Makriyannis’s Paintings for the Greek War of Independence

The Makriyannis paintings are an important treasure of the Gennadius Library and a symbol of Joannes Gennadius’s contribution to the study of Greek history. The paintings give us the opportunity to revisit the worldviews of General Makriyannis, who in the 200 years that separate us from the Greek Revolution has been portrayed by historians as a radical warrior, a revolutionary, a patriot, and a demagogue.

Considering history as a debt to the next generation, Makriyannis learned to read and write in 1829 in order to compose his memoirs. He also made use of the power of the image to capture the immediacy of the historical moment and to awaken in his audience the emotion and enthusiasm of the War.

He first commissioned the paintings from a European painter, who must have worked in the court of King Otto. The individualized elements of western style used by the "Frankish" painter, however, did not correspond to the general perceptions of the general, nor did they capture the collective element of the Greek Revolution. Instead, he chose a Greek fighter, Dimitrios Zografos from the village of Vordonia in Laconia, who, as his surname shows, probably had a painting workshop.

To present the whole truth, Makriyannis visited the battlefields with Dimitrios Zografos and made sketches that explained the events in detail. Moreover, the extensive legend in the lower margin of each image contains many explanatory details, some of which come from Makriyannis's Memoirs.

For Makriyannis, the purpose of the images was "to capture the historical truth and to counteract other false stories," so the illustration had to speak first of all to his soul. It had to match some part of his inner self and of the Greek painting tradition, i.e. the legacy of Byzantine painting. Zographos created the original series for Makriyannis on wood where he used the traditional technique of Byzantine hagiography, the egg tempera.

The naive style borrows types and motifs from post-Byzantine and popular models echoing the simple, uneducated writing of Makriyannis. The eloquent immediacy of the narrative offers the beholder a holistic bird’s eye view with bright colors, lack of perspective, and emphasis on rhythmic movement. It focuses on the collective and non-individual dimension, emphasizing the overall impression and pulse of the battle. It captures the well-known saying of Makriyannis: “We are in the ‘we’ and not in the ‘I’.”

The art of Zographos presents the entirety of individual events that have happened at various points in time in a continuous form resembling a comic strip. The immediacy of the narrative is truly powerful. The painting of the second siege of the Acropolis shown above is literally pulsating. People run, fight, succumb to their injuries, brandish their yataghans, fall. The absence of perspective and the structure of the space as a continuous sloping plane, where the cohesive element is the soil of the sacred rock of the Acropolis topped by the Parthenon including the Ottoman mosque within it, creates a sense of movement and emphasizes the chaos of the battle.

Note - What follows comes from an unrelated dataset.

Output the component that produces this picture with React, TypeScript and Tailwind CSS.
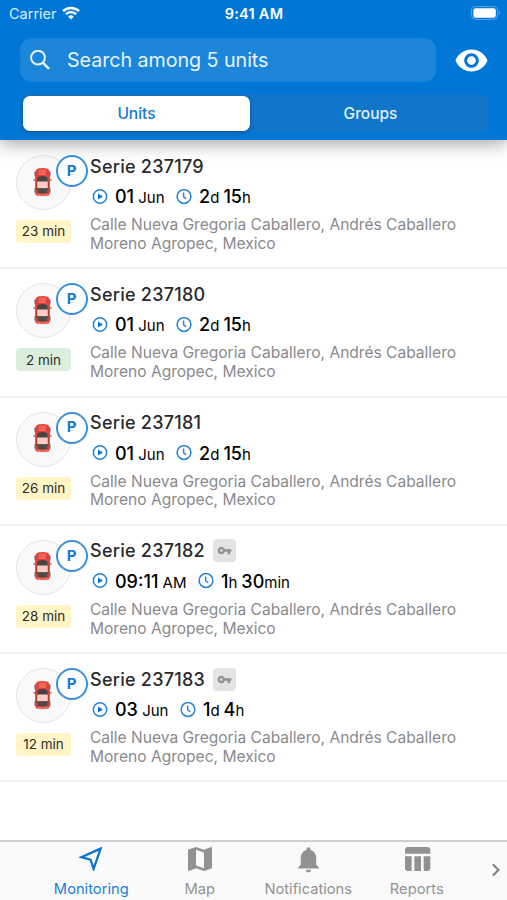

We see Makriyannis himself in the painting; his patriotism and bravery are duly emphasized in the legend. We read: “10. Outside Sarpetze … Makriyannis was hit in front of the neck and the head,” and “13. The besieged decided to send Makriyannis outside the castle as an envoy to go to the Government and tell them about the lack of provisions and the dire situation of the castle; and he came out with five horsemen.” It is worth mentioning, nevertheless, that even Makriyannis, the main hero in this version of the event, does not differ from those around him except for his size and the number that identifies him (10).

After completing the 24 paintings for Makriyiannis in 1836-1839, Dimitrios Zografos made on paper four copies of the whole series in watercolor that were donated as a sign of gratitude to the kings who helped the independence of Greece (those of England, France and Russia) and the king of Greece Otto. Until 1909 only the watercolors sent to Queen Victoria of England in 1839 were known.

In the spring of 1909, Joannes Gennadius bought at auction in Rome the 24 paintings that had been made for Otto. With the donation of Gennadius's collection to the American School in 1926, these impressive paintings reached the Gennadius Library where they are held in trust for the Greek people. They have been used widely as emblematic depictions of the history of ‘21 seen from a Greek perspective in contrast to the paintings of Bavarian and French painters that idealized the history of the Greek War of Independence. The fate of the French and Russian series remains unknown.